Let me know if that is your read too.

HadrienG2 commented 5 years ago

Yes, my understanding of Ralf's comment is that many unsafe-based constructs (Box, Vec...) are currently based on raw pointer varieties which are not subjected to LLVM's dereferenceable guarantee, unlike &[mut].

I'm not sure if I am comfortable with relying on this implementation detail too much, though. There is quite a big gap between the invariants of &mut T (non-null, well-aligned, unique, valid allocation, valid target data) and *mut T (almost nothing), and the Rust team have built several pointer types with intermediary guarantees before (NonNull, the unstable Unique, maybe others...). I wouldn't be surprised if it happened again with the dereferenceable guarantee in the future.

Further, I am not sure how safe abomonation currently is regarding &mut's other invariants, in particular the uniqueness one which even the Rust team got wrong with generators. I think it is common to end up with, for example, an &mut to a Box and an &mut to its target, without a clear reborrow that the compiler can identify as such inbetween.
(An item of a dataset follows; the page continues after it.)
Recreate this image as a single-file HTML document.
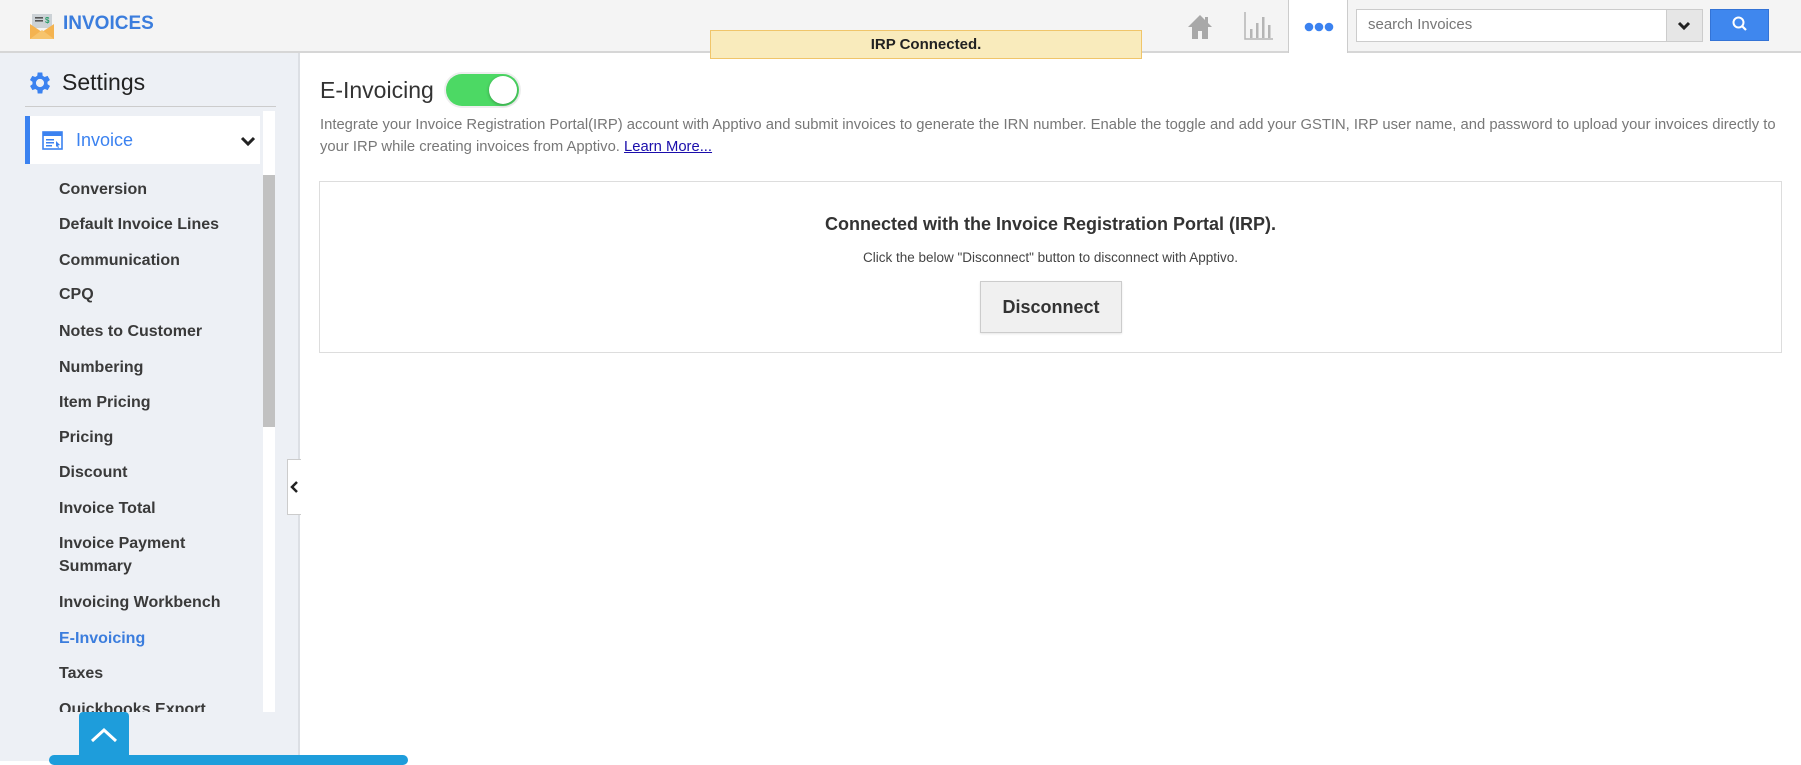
<!DOCTYPE html>
<html><head><meta charset="utf-8"><style>
*{box-sizing:border-box;margin:0;padding:0}
body{width:1801px;height:761px;overflow:hidden;background:#fff;font-family:"Liberation Sans",sans-serif;position:relative;color:#333}
.a{position:absolute}
#hdr{left:0;top:0;width:1801px;height:53px;background:#f4f4f4;border-bottom:2px solid #d6d6d6}
#side{left:0;top:53px;width:300px;height:708px;background:#edf0f5;border-right:2px solid #dcdfe4}
.mi{position:absolute;left:59px;font-size:16px;font-weight:bold;color:#3a3a3a;white-space:nowrap}
</style></head><body>
<div id="hdr" class="a"></div>
<svg class="a" style="left:29px;top:13px" width="26" height="26" viewBox="0 0 26 26"><rect x="3" y="1" width="20" height="14" fill="#ccd2d6"/><rect x="6" y="4" width="8" height="1.6" fill="#555"/><rect x="6" y="7" width="8" height="1.6" fill="#555"/><text x="16" y="10" font-size="8" fill="#2a9d6a" font-weight="bold" font-family="Liberation Sans">$</text><path d="M1 11 L13 19 L25 11 V26 H1Z" fill="#f4b350"/><path d="M1 26 L13 17 L25 26Z" fill="#f7c46c"/></svg>
<div class="a" style="left:63px;top:13px;font-size:19px;font-weight:bold;color:#3b7ddd">INVOICES</div>
<div class="a" style="left:710px;top:30px;width:432px;height:29px;background:#f9ebbc;border:1px solid #f0c56a;text-align:center;font-size:15px;font-weight:bold;line-height:27px;color:#222">IRP Connected.</div>
<svg class="a" style="left:1186px;top:13px" width="28" height="27" viewBox="0 0 28 27"><path d="M14 2 L2 14 H6 V26 H12 V18 H16 V26 H22 V14 H26Z" fill="#a8a8a8"/><rect x="19" y="4" width="3" height="6" fill="#a8a8a8"/></svg>
<svg class="a" style="left:1244px;top:11px" width="30" height="29" viewBox="0 0 30 29"><path d="M1 1V28H29" stroke="#b5b5b5" stroke-width="1.5" fill="none"/><rect x="6" y="18" width="2.5" height="9" fill="#b5b5b5"/><rect x="12" y="12" width="2.5" height="15" fill="#b5b5b5"/><rect x="18" y="6" width="2.5" height="21" fill="#b5b5b5"/><rect x="24" y="14" width="2.5" height="13" fill="#b5b5b5"/></svg>
<div class="a" style="left:1288px;top:0;width:60px;height:53px;background:#fff;border-left:1px solid #ccc;border-right:1px solid #ccc"></div>
<svg class="a" style="left:1304px;top:21px" width="30" height="12"><circle cx="5" cy="6" r="4.3" fill="#3b82f0"/><circle cx="15" cy="6" r="4.3" fill="#3b82f0"/><circle cx="25" cy="6" r="4.3" fill="#3b82f0"/></svg>
<div class="a" style="left:1356px;top:9px;width:347px;height:33px;background:#fff;border:1px solid #ccc"></div>
<div class="a" style="left:1368px;top:16px;font-size:15px;color:#777">search Invoices</div>
<div class="a" style="left:1666px;top:10px;width:36px;height:31px;background:#e6e6e6;border-left:1px solid #ccc"></div>
<svg class="a" style="left:1677px;top:21px" width="14" height="10"><path d="M2 2L7 7L12 2" stroke="#222" stroke-width="3" fill="none"/></svg>
<div class="a" style="left:1710px;top:9px;width:59px;height:32px;background:#3f87ee;border:1px solid #3373d6"></div>
<svg class="a" style="left:1731px;top:15px" width="18" height="18"><circle cx="7.5" cy="7.5" r="5" stroke="#fff" stroke-width="2" fill="none"/><path d="M11 11L15 15" stroke="#fff" stroke-width="2.2"/></svg>

<div id="side" class="a"></div>
<svg class="a" style="left:26px;top:69px" width="28" height="28" viewBox="0 0 24 24"><path fill="#3b82f0" d="M19.4 13a7.5 7.5 0 0 0 0-2l2.1-1.6-2-3.5-2.5 1a7.3 7.3 0 0 0-1.700-1L15 3h-4l-.4 2.9a7.3 7.3 0 0 0-1.7 1l-2.5-1-2 3.5L6.6 11a7.5 7.5 0 0 0 0 2l-2.1 1.6 2 3.5 2.5-1a7.3 7.3 0 0 0 1.7 1L11 21h4l.4-2.9a7.3 7.3 0 0 0 1.7-1l2.5 1 2-3.5zM13 15.5a3.5 3.5 0 1 1 0-7 3.5 3.5 0 0 1 0 7z" transform="translate(-1 0)"/></svg>
<div class="a" style="left:62px;top:69px;font-size:23px;color:#222">Settings</div>
<div class="a" style="left:25px;top:106px;width:251px;height:1px;background:#ccc"></div>
<div class="a" style="left:263px;top:111px;width:12px;height:601px;background:#fff"></div>
<div class="a" style="left:263px;top:175px;width:12px;height:252px;background:#c1c1c1"></div>
<div class="a" style="left:25px;top:116px;width:235px;height:48px;background:#fff;border-left:5px solid #3b82f0"></div>
<svg class="a" style="left:42px;top:131px" width="22" height="20" viewBox="0 0 22 20"><rect x="1" y="1" width="19" height="17" fill="none" stroke="#3b82f0" stroke-width="1.6"/><rect x="1" y="1" width="19" height="4" fill="#3b82f0"/><rect x="4" y="8" width="8" height="1.5" fill="#3b82f0"/><rect x="4" y="11" width="8" height="1.5" fill="#3b82f0"/><rect x="4" y="14" width="6" height="1.5" fill="#3b82f0"/><path d="M14 10l4 4-2 .5 1 2-1 .5-1-2-1 1z" fill="#3b82f0"/></svg>
<div class="a" style="left:76px;top:130px;font-size:18px;color:#3b82f0">Invoice</div>
<svg class="a" style="left:240px;top:136px" width="16" height="11"><path d="M2 2L8 8L14 2" stroke="#222" stroke-width="3" fill="none"/></svg>
<div style="position:absolute;left:0;top:107px;width:263px;height:605px;overflow:hidden">
<div class="mi" style="top:74px">Conversion</div>
<div class="mi" style="top:109px">Default Invoice Lines</div>
<div class="mi" style="top:145px">Communication</div>
<div class="mi" style="top:179px">CPQ</div>
<div class="mi" style="top:216px">Notes to Customer</div>
<div class="mi" style="top:252px">Numbering</div>
<div class="mi" style="top:287px">Item Pricing</div>
<div class="mi" style="top:322px">Pricing</div>
<div class="mi" style="top:357px">Discount</div>
<div class="mi" style="top:393px">Invoice Total</div>
<div class="mi" style="top:428px">Invoice Payment</div>
<div class="mi" style="top:451px">Summary</div>
<div class="mi" style="top:487px">Invoicing Workbench</div>
<div class="mi" style="top:523px;color:#3b7ddd">E-Invoicing</div>
<div class="mi" style="top:558px">Taxes</div>
<div class="mi" style="top:594px">Quickbooks Export</div>
</div>
<div class="a" style="left:287px;top:459px;width:14px;height:56px;background:#fff;border:1px solid #ccc;border-right:none"></div>
<svg class="a" style="left:289px;top:480px" width="10" height="14"><path d="M8 2L3 7L8 12" stroke="#222" stroke-width="2.5" fill="none"/></svg>
<div class="a" style="left:49px;top:755px;width:359px;height:10px;background:#1e9ddb;border-radius:5px"></div>
<div class="a" style="left:79px;top:712px;width:50px;height:49px;background:#1e9ddb;border-radius:4px 4px 0 0"></div>
<svg class="a" style="left:89px;top:726px" width="30" height="18"><path d="M3 15L15 4L27 15" stroke="#fff" stroke-width="3" fill="none"/></svg>

<div class="a" style="left:320px;top:77px;font-size:23px;color:#333">E-Invoicing</div>
<div class="a" style="left:446px;top:74px;width:73px;height:32px;border-radius:16px;background:#4cd964;box-shadow:0 0 0 2px #eee"></div>
<div class="a" style="left:489px;top:76px;width:28px;height:28px;border-radius:50%;background:#fff;box-shadow:0 1px 3px rgba(0,0,0,.3)"></div>
<div class="a" style="left:320px;top:114px;width:1466px;font-size:14.8px;line-height:22px;color:#777">Integrate your Invoice Registration Portal(IRP) account with Apptivo and submit invoices to generate the IRN number. Enable the toggle and add your GSTIN, IRP user name, and password to upload your invoices directly to your IRP while creating invoices from Apptivo. <span style="color:#1a0dab;text-decoration:underline">Learn More...</span></div>
<div class="a" style="left:319px;top:181px;width:1463px;height:172px;border:1px solid #ddd"></div>
<div class="a" style="left:319px;top:214px;width:1463px;text-align:center;font-size:18px;font-weight:bold;color:#333">Connected with the Invoice Registration Portal (IRP).</div>
<div class="a" style="left:319px;top:250px;width:1463px;text-align:center;font-size:13.5px;color:#444">Click the below "Disconnect" button to disconnect with Apptivo.</div>
<div class="a" style="left:980px;top:281px;width:142px;height:52px;background:#f0f0f0;border:1px solid #ccc;text-align:center;line-height:50px;font-size:18px;font-weight:bold;color:#333;box-shadow:0 1px 2px rgba(0,0,0,.1)">Disconnect</div>
</body></html>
So I think switching to a NonNull-based interface with much weaker pointer invariants attached would still be worthwhile for the sake of making Abomonation impls easier to write correctly and of localizing their (currently inconsequential) violation of the &mut data validity invariant in a smaller region of the code.

frankmcsherry commented 5 years ago

That does sound worthwhile still, I just didn't want you to do a bit of work without seeing that!